>> Start

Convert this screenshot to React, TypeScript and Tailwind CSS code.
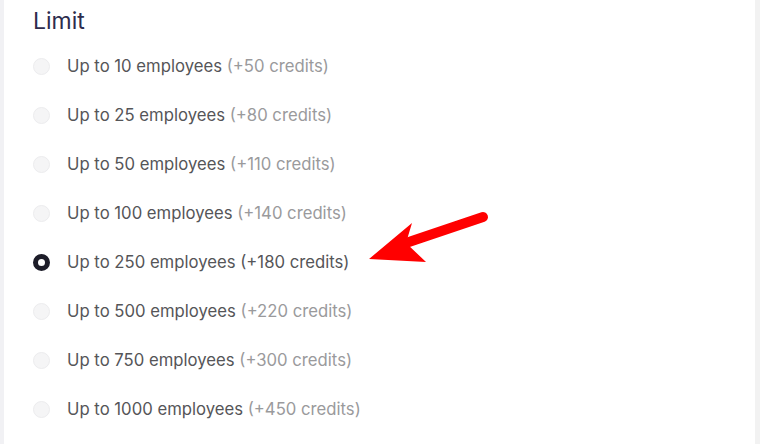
import React from "react";

const options = [
  { n: "10", c: "+50" },
  { n: "25", c: "+80" },
  { n: "50", c: "+110" },
  { n: "100", c: "+140" },
  { n: "250", c: "+180" },
  { n: "500", c: "+220" },
  { n: "750", c: "+300" },
  { n: "1000", c: "+450" },
];

const selected = "250";

export default function App() {
  return (
    <div className="relative flex h-[444px] w-[760px] overflow-hidden bg-white [font-family:Inter,'Noto_Sans',sans-serif]">
      <div className="w-[4px] shrink-0 bg-[#f1f1f4]" />
      <div className="flex-1 pl-[29px] pt-[6px]">
        <h2 className="text-[23px] leading-[30px] text-[#2e2c4d]">Limit</h2>
        <ul className="mt-[6px]">
          {options.map((o) => {
            const on = o.n === selected;
            return (
              <li key={o.n} className="flex h-[49px] items-center">
                {on ? (
                  <span className="h-[17px] w-[17px] shrink-0 rounded-full border-[5px] border-[#1d1d29] bg-white" />
                ) : (
                  <span className="h-[17px] w-[17px] shrink-0 rounded-full border border-[#ececee] bg-[#f5f5f6]" />
                )}
                <span className="ml-[17px] text-[16.7px] text-[#555558]">
                  Up to {o.n} employees{" "}
                  <span className={on ? "text-[#555558]" : "text-[#9a9a9c]"}>({o.c} credits)</span>
                </span>
              </li>
            );
          })}
        </ul>
      </div>
      <div className="w-[5px] shrink-0 bg-[#f2f2f2]" />
      <svg className="absolute left-0 top-0" width="760" height="444" viewBox="0 0 760 444">
        <line x1="483" y1="217" x2="400" y2="245" stroke="#ff0000" strokeWidth="10" strokeLinecap="round" />
        <polygon points="369,259 412,223 406,243 426,262" fill="#ff0000" />
      </svg>
    </div>
  );
}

>> End

### Instructions to follow
Without any pictures, reproduce the lines from the first one in the material through the line that has "import React from", exactly as they appear.

### Result for this exercise
Convert this screenshot to React, TypeScript and Tailwind CSS code.
import React from "react";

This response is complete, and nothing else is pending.